Well, Husband tells me around 9:00 pm on July 21st that he's going to go take a shower. So I run into the other bathroom, take the pregnancy test, and wait for the required 3 minutes, staring at the little window all the while to see if a pink line shows up.
The watch beeps and the faintest little line has appeared. Crap. What does that mean? I look at the instructions for the pregnancy test and they say something like "The test line and the pregnancy indicator line may not be the same color." Okay. But what if the pregnancy indicator line is only barely there? What if they're no where NEAR the same color???

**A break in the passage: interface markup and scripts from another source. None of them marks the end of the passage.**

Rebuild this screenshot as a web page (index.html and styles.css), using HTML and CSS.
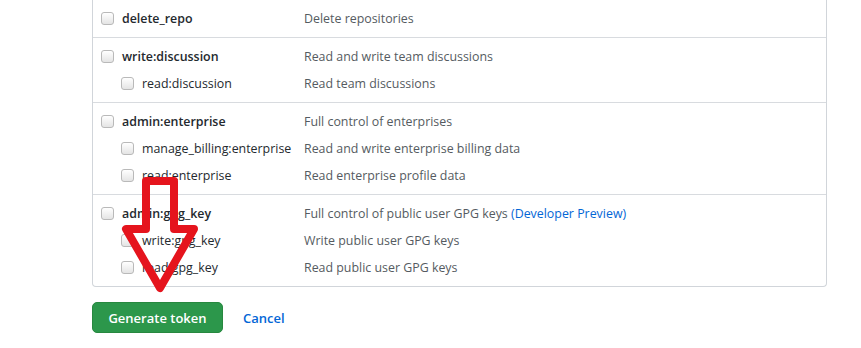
FILE: index.html
```html
<!DOCTYPE html>
<html lang="en">
<head>
  <meta charset="UTF-8" />
  <title>New personal access token</title>
  <link rel="stylesheet" href="styles.css">
</head>
<body>
  <div class="page">
    <div class="scopes">

      <div class="scope-group">
        <div class="scope-row">
          <label class="scope-name"><input type="checkbox"> delete_repo</label>
          <span class="scope-desc">Delete repositories</span>
        </div>
      </div>

      <div class="scope-group">
        <div class="scope-row">
          <label class="scope-name"><input type="checkbox"> write:discussion</label>
          <span class="scope-desc">Read and write team discussions</span>
        </div>
        <div class="scope-row child">
          <label class="scope-name"><input type="checkbox"> read:discussion</label>
          <span class="scope-desc">Read team discussions</span>
        </div>
      </div>

      <div class="scope-group">
        <div class="scope-row">
          <label class="scope-name"><input type="checkbox"> admin:enterprise</label>
          <span class="scope-desc">Full control of enterprises</span>
        </div>
        <div class="scope-row child">
          <label class="scope-name"><input type="checkbox"> manage_billing:enterprise</label>
          <span class="scope-desc">Read and write enterprise billing data</span>
        </div>
        <div class="scope-row child">
          <label class="scope-name"><input type="checkbox"> read:enterprise</label>
          <span class="scope-desc">Read enterprise profile data</span>
        </div>
      </div>

      <div class="scope-group">
        <div class="scope-row">
          <label class="scope-name"><input type="checkbox"> admin:gpg_key</label>
          <span class="scope-desc">Full control of public user GPG keys <a href="#">(Developer Preview)</a></span>
        </div>
        <div class="scope-row child">
          <label class="scope-name"><input type="checkbox"> write:gpg_key</label>
          <span class="scope-desc">Write public user GPG keys</span>
        </div>
        <div class="scope-row child">
          <label class="scope-name"><input type="checkbox"> read:gpg_key</label>
          <span class="scope-desc">Read public user GPG keys</span>
        </div>
      </div>

    </div>

    <div class="actions">
      <button type="submit" class="btn-primary">Generate token</button>
      <a href="#" class="cancel">Cancel</a>
    </div>

    <!-- la fleche rouge dessinee par dessus -->
    <svg class="arrow" width="100" height="130" viewBox="0 0 100 130">
      <polygon points="28,12 56,12 56,60 76,60 42,119 8,60 28,60"
               fill="none" stroke="#e5141d" stroke-width="8" stroke-linejoin="round" />
    </svg>
  </div>
</body>
</html>
```

FILE: styles.css
```css
body {
  margin: 0;
  background: #fff;
  font-family: "Open Sans", "Noto Sans", Arial, sans-serif;
  font-size: 12.4px;
  color: #24292e;
}

.page {
  position: relative;
  width: 735px;
  margin-left: 92px;
  margin-top: 0;
}

.scopes {
  border: 1px solid #d1d5da;
  border-top: none;
  border-radius: 0 0 4px 4px;
}

.scope-group {
  padding: 5px 0;
  border-top: 1px solid #d8dbdf;
}

.scope-group:first-child {
  border-top: none;
}

.scope-row {
  display: flex;
  align-items: center;
  height: 27px;
  padding-left: 8px;
}

.scope-name {
  width: 203px;
  display: flex;
  align-items: center;
  font-weight: 600;
  color: #24292e;
}

.scope-row.child .scope-name {
  padding-left: 20px;
  width: 183px;
  font-weight: 400;
}

.scope-desc {
  color: #555b61;
}

.scope-desc a {
  color: #0366d6;
  text-decoration: none;
}

input[type="checkbox"] {
  appearance: none;
  -webkit-appearance: none;
  width: 13px;
  height: 13px;
  margin: 0 8px 0 0;
  border: 1px solid #b9b9b9;
  border-radius: 3px;
  background: linear-gradient(#ffffff, #e4e4e4);
}

.actions {
  display: flex;
  align-items: center;
  gap: 20px;
  margin-top: 15px;
}

.btn-primary {
  width: 131px;
  height: 31px;
  border: 1px solid #27883f;
  border-radius: 5px;
  background: #2c974b;
  color: #fff;
  font-family: inherit;
  font-size: 13px;
  font-weight: 600;
}

.cancel {
  color: #0366d6;
  font-weight: 600;
  font-size: 13px;
  text-decoration: none;
}

.arrow {
  position: absolute;
  left: 26px;
  top: 169px;
}
```
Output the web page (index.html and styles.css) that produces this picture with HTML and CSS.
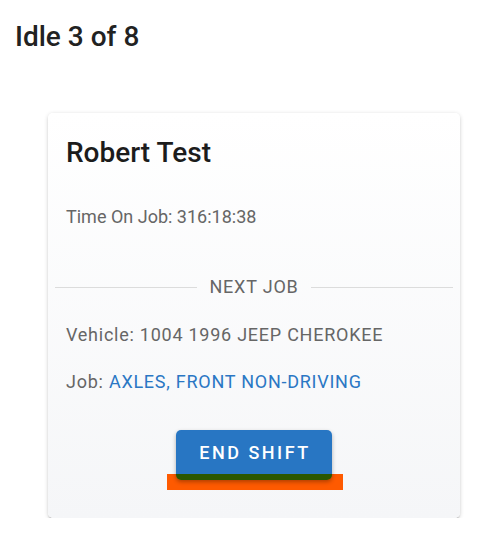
FILE: index.html
```html
<!DOCTYPE html>
<html>
<head>
<meta charset="utf-8">
<link rel="stylesheet" href="styles.css">
</head>
<body>
<h1 class="page-title">Idle 3 of 8</h1>
<div class="card">
  <h2 class="name">Robert Test</h2>
  <p class="time">Time On Job: 316:18:38</p>
  <div class="divider"><span class="divider-text">NEXT JOB</span></div>
  <p class="info">Vehicle: 1004 1996 JEEP CHEROKEE</p>
  <p class="info job">Job: <a class="job-link" href="#">AXLES, FRONT NON-DRIVING</a></p>
  <div class="actions">
    <div class="btn-wrap">
      <button class="end-btn">END SHIFT</button>
    </div>
  </div>
</div>
</body>
</html>
```
FILE: styles.css
```css
html, body {
  margin: 0;
  padding: 0;
  background: #ffffff;
}
body {
  font-family: Roboto, "Liberation Sans", sans-serif;
  color: #1f1f1f;
}
.page-title {
  margin: 0;
  padding: 21px 0 0 15px;
  font-size: 28px;
  line-height: 32px;
  font-weight: 500;
  color: #222;
}
.card {
  margin: 60px 0 0 48px;
  width: 412px;
  box-sizing: border-box;
  padding: 24px 18px 38px 18px;
  border-radius: 5px;
  background: linear-gradient(#ffffff 0%, #f5f6f8 100%);
  box-shadow: 0 2px 2px -1px rgba(0,0,0,0.25), 0 1px 4px rgba(0,0,0,0.18);
}
.name {
  margin: 0;
  font-size: 28px;
  line-height: 32px;
  font-weight: 500;
  color: #1c1c1c;
}
.time {
  margin: 36px 0 0 0;
  font-size: 18px;
  line-height: 24px;
  color: #666;
}
.divider {
  margin: 46px -11px 0 -11px;
  display: flex;
  align-items: center;
  gap: 12px;
  font-size: 18px;
  line-height: 24px;
  letter-spacing: 0.8px;
  color: #666;
}
.divider::before, .divider::after {
  content: "";
  flex: 1;
  height: 1px;
  background: #dcdcdc;
}
.info {
  margin: 24px 0 0 0;
  font-size: 18px;
  line-height: 24px;
  letter-spacing: 0.75px;
  color: #666;
}
.job {
  margin-top: 23px;
}
.job-link {
  color: #2a77c4;
  text-decoration: none;
}
.actions {
  margin-top: 36px;
  display: flex;
  justify-content: center;
}
.btn-wrap {
  position: relative;
  width: 156px;
  height: 50px;
}
.btn-wrap::before {
  content: "";
  position: absolute;
  left: -9px;
  right: -11px;
  top: 44px;
  height: 16px;
  background: #fe5a00;
}
.end-btn {
  position: relative;
  width: 156px;
  height: 50px;
  border: none;
  border-radius: 5px;
  background: linear-gradient(#2876c3 0, #2876c3 44px, #2b5700 44px);
  color: #ffffff;
  font-family: Roboto, "Liberation Sans", sans-serif;
  font-size: 18px;
  font-weight: 500;
  letter-spacing: 2.5px;
  padding: 0 0 6px 2px;
  box-shadow: 0 2px 4px rgba(0,0,0,0.3);
  cursor: pointer;
}
```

All of my plans to surprise my husband with the results of the test fly right out of my brain. I am frantic to understand what is going on. I run to the other bathroom and bang on the door. Husband throws the door open, thinking something is seriously wrong. "What? What?" I tell him that I need him to look at something and take him to the other bathroom where I hand him the pregnancy test. "Do you see two lines or one?" I ask. "Umm... looks like two." He starts smiling immediately. "Are you sure? Its really faint," I say. "Yeah," he says, "But I see two."
I always assumed that if I ever took a pregnancy test and it was positive I would cry. For joy or sorrow or whatever, but I would cry. Instead, I just stood there. It seemed incredibly unreal.
We agreed that we would go to the doctor the next day, just to make sure that we read the test right.